### ENTRIES SUPPLIED
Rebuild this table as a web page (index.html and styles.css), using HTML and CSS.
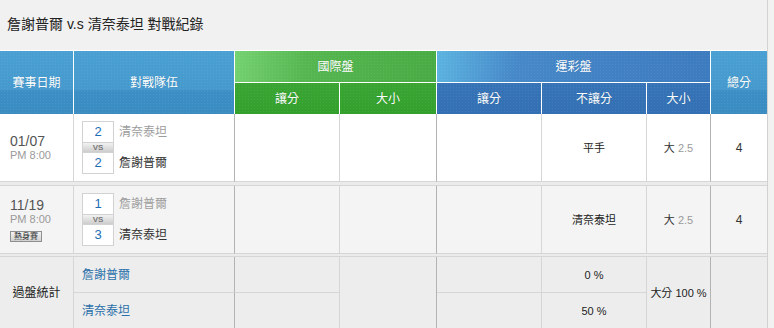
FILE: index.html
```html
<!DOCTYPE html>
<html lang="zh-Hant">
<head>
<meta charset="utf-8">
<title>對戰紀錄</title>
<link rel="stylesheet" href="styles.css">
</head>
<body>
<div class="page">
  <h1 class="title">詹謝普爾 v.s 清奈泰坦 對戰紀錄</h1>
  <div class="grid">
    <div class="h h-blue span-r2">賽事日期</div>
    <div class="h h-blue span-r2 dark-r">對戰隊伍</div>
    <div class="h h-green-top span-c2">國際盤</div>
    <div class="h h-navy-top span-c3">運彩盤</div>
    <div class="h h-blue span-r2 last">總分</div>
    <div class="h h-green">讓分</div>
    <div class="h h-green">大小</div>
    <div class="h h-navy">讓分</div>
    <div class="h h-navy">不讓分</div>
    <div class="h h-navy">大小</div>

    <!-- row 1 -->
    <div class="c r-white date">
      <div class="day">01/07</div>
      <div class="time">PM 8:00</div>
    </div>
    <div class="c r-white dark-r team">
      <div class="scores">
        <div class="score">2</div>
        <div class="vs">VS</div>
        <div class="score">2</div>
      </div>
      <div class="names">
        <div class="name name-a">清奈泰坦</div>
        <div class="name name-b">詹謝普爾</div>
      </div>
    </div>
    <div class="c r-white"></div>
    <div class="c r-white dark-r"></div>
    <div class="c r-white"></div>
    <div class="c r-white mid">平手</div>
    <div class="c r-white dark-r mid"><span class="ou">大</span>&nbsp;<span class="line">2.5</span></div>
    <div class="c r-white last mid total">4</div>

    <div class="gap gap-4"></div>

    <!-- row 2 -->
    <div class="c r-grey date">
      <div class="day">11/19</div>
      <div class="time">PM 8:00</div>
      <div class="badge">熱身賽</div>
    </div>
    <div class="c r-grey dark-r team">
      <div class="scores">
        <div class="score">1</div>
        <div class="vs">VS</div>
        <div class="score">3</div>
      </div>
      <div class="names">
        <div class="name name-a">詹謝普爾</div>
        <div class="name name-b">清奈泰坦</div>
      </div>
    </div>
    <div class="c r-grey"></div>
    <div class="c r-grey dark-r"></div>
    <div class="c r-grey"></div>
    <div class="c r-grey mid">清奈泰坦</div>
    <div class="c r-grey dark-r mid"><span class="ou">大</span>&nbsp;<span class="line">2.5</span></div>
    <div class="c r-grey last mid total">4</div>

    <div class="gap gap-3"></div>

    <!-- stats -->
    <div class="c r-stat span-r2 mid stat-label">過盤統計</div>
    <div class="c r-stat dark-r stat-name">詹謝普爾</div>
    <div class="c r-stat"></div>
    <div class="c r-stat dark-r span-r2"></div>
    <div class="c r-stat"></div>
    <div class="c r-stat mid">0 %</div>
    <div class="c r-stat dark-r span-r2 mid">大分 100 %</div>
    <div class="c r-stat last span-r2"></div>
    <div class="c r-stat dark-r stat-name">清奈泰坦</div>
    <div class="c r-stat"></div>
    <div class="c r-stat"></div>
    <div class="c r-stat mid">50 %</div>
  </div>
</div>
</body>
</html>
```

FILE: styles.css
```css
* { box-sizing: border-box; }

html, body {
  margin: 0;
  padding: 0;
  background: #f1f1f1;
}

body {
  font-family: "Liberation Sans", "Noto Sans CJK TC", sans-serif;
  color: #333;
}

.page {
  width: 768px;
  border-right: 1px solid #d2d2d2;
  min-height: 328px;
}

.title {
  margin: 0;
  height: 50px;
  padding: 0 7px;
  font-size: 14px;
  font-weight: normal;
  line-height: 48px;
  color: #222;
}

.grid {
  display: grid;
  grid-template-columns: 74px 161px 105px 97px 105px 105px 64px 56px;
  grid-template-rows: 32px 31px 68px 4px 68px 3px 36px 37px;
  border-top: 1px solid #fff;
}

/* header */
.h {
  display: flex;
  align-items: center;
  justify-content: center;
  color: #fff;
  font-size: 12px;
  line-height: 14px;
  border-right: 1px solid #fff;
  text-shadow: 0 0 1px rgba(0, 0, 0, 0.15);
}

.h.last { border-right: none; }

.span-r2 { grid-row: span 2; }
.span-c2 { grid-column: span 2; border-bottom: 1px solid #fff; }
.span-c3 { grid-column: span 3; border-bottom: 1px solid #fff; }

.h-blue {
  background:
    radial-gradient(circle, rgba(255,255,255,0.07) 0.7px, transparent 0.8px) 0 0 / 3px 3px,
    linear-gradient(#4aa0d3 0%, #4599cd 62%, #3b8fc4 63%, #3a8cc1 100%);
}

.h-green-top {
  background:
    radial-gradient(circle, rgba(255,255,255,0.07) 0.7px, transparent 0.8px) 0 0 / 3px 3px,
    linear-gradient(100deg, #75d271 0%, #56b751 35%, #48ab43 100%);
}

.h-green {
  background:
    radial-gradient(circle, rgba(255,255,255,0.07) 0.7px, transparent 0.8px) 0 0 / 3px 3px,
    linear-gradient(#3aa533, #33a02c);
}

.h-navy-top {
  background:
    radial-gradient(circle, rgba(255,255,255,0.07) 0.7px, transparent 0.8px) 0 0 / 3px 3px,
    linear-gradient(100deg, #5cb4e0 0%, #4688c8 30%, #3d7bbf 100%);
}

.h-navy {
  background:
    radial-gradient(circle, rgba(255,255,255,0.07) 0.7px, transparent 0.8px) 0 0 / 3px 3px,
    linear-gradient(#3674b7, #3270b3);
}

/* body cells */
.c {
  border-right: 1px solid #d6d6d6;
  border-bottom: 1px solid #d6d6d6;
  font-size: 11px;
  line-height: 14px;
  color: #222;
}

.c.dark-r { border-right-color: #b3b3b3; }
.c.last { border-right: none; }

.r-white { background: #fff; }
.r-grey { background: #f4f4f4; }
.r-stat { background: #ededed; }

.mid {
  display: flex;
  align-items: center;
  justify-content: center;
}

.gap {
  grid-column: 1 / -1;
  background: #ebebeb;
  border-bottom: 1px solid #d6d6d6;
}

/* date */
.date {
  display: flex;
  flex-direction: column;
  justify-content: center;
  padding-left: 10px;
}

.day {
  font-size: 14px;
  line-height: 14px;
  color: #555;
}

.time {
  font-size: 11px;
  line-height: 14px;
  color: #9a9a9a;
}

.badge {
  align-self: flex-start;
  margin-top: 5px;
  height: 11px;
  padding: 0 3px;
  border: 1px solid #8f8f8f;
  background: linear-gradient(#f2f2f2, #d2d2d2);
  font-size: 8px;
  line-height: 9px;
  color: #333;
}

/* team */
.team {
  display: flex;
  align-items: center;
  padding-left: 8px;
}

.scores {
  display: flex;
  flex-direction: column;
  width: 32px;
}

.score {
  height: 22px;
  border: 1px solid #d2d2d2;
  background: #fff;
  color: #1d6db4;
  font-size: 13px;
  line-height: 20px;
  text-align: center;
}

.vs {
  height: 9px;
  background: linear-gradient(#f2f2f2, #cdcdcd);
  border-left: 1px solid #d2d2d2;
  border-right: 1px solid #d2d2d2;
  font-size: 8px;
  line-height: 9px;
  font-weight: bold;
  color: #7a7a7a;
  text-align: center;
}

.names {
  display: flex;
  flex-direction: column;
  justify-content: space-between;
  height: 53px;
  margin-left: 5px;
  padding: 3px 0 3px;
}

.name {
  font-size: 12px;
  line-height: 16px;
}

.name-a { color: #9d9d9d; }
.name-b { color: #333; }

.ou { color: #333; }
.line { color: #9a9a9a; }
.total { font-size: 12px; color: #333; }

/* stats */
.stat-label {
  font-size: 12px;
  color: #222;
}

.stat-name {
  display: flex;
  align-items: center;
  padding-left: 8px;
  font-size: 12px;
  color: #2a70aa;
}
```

...

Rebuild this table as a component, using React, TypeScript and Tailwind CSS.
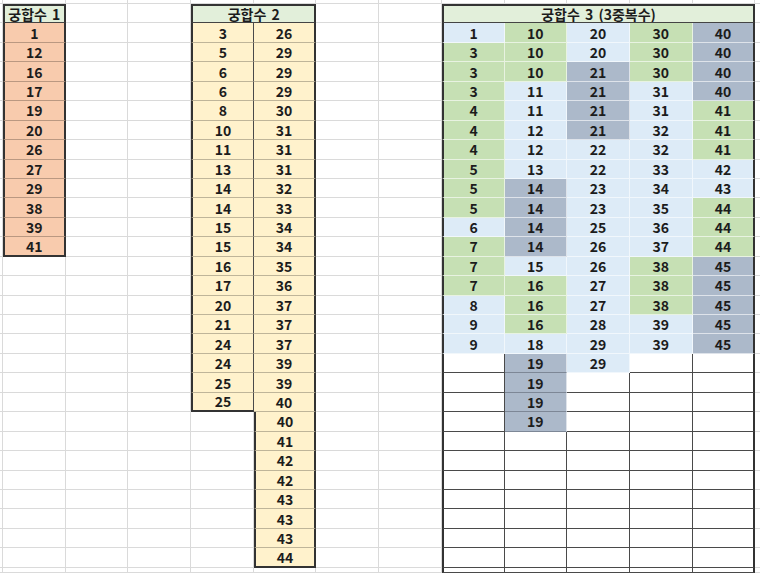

### REQUIRED TASK
Copy out all lines where the word "Rebuild" appears.

### RESULT FOR THIS TASK
Rebuild this table as a web page (index.html and styles.css), using HTML and CSS.
Rebuild this table as a component, using React, TypeScript and Tailwind CSS.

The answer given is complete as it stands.